"""

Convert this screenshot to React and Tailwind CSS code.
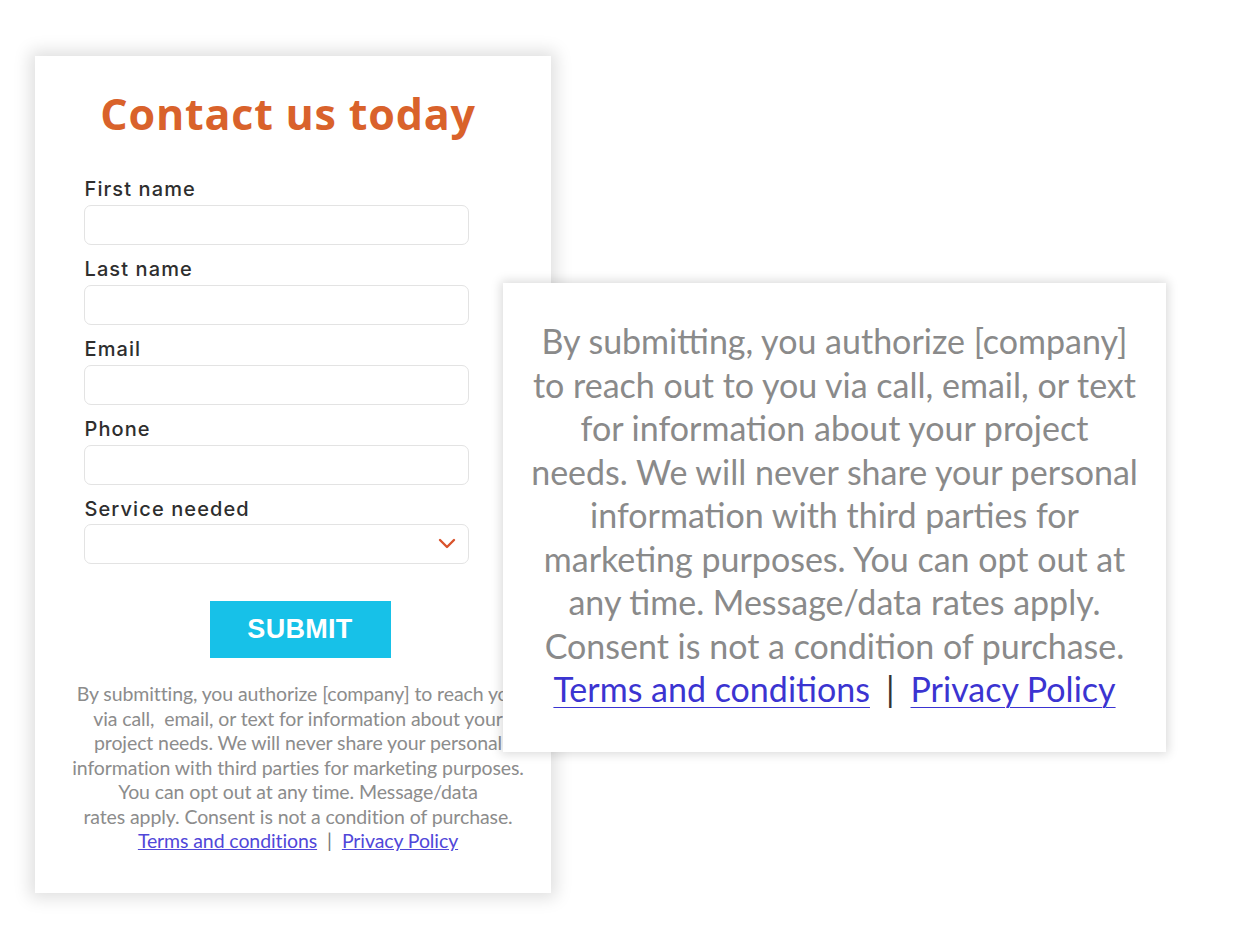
import React from 'react';

const fields = ['First name', 'Last name', 'Email', 'Phone'];

const Chevron = () => (
  <svg width="18" height="12" viewBox="0 0 18 12" fill="none">
    <path d="M2 2l7 7 7-7" stroke="#d9532c" strokeWidth="2.4" strokeLinecap="round" strokeLinejoin="round" />
  </svg>
);

const smallLines = [
  'By submitting, you authorize [company] to reach you',
  'via call,  email, or text for information about your',
  'project needs. We will never share your personal',
  'information with third parties for marketing purposes.',
  'You can opt out at any time. Message/data',
  'rates apply. Consent is not a condition of purchase.',
];

const bigLines = [
  'By submitting, you authorize [company]',
  'to reach out to you via call, email, or text',
  'for information about your project',
  'needs. We will never share your personal',
  'information with third parties for',
  'marketing purposes. You can opt out at',
  'any time. Message/data rates apply.',
  'Consent is not a condition of purchase.',
];

const App = () => {
  return (
    <div className="relative w-[1248px] h-[950px] bg-white overflow-hidden">
      {/* form card */}
      <div className="ml-[35px] mt-[56px] w-[516px] h-[837px] bg-white shadow-[0_0_16px_5px_rgba(0,0,0,0.13)] flex flex-col items-center">
        <h1 className="mt-[30px] text-[43px] leading-[56px] font-bold text-[#d9622b] tracking-[0.8px] ml-[-10px]" style={{ fontFamily: '"Open Sans", sans-serif' }}>
          Contact us today
        </h1>

        <div className="w-[385px] ml-[-34px] mt-[35px] flex flex-col" style={{ fontFamily: 'Inter, sans-serif' }}>
          {fields.map((f) => (
            <div key={f} className="flex flex-col">
              <label className="text-[20px] leading-[24px] font-medium text-[#2e2e2e] tracking-[1.1px] pl-[1px]">{f}</label>
              <div className="mt-[4px] mb-[12px] h-[40px] rounded-[7px] border border-[#e3e3e3] bg-white" />
            </div>
          ))}
          <div className="flex flex-col">
            <label className="text-[20px] leading-[24px] font-medium text-[#2e2e2e] tracking-[1.1px] pl-[1px]">Service needed</label>
            <div className="mt-[3px] h-[40px] rounded-[7px] border border-[#e3e3e3] bg-white flex items-center justify-end pr-[12px]">
              <Chevron />
            </div>
          </div>
        </div>

        <button className="mt-[37px] ml-[14px] w-[181px] h-[57px] bg-[#17c1e8] text-white text-[27px] font-bold tracking-[0.3px]" style={{ fontFamily: '"Liberation Sans", Arial, sans-serif' }}>
          SUBMIT
        </button>

        <div className="mt-[24px] ml-[10px] text-center text-[19.5px] leading-[24.5px] text-[#8c8c8c] tracking-[-0.1px]" style={{ fontFamily: 'Lato, sans-serif' }}>
          {smallLines.map((l) => (
            <div key={l} className="whitespace-pre">{l}</div>
          ))}
          <div className="text-[#5147d9]">
            <span className="underline">Terms and conditions</span>
            <span className="text-[#777] mx-[10px]">|</span>
            <span className="underline">Privacy Policy</span>
          </div>
        </div>
      </div>

      {/* zoomed disclaimer */}
      <div className="absolute left-[503px] top-[283px] w-[663px] h-[469px] bg-white shadow-[0_0_10px_2px_rgba(0,0,0,0.15)] flex flex-col items-center pt-[36px]" style={{ fontFamily: 'Lato, sans-serif' }}>
        <div className="text-center text-[34px] leading-[43.5px] text-[#8a8a8a] whitespace-nowrap">
          {bigLines.map((l) => (
            <div key={l}>{l}</div>
          ))}
          <div className="text-[#3b34d1]">
            <span className="underline decoration-1 underline-offset-[5px]">Terms and conditions</span>
            <span className="text-[#333] mx-[16px]">|</span>
            <span className="underline decoration-1 underline-offset-[5px]">Privacy Policy</span>
          </div>
        </div>
      </div>
    </div>
  );
};

export default App;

"""

Leave out any pictures and return exactly the lines from the beginning of the data through the line with "const fields = ['First", inclusive.

Convert this screenshot to React and Tailwind CSS code.
import React from 'react';

const fields = ['First name', 'Last name', 'Email', 'Phone'];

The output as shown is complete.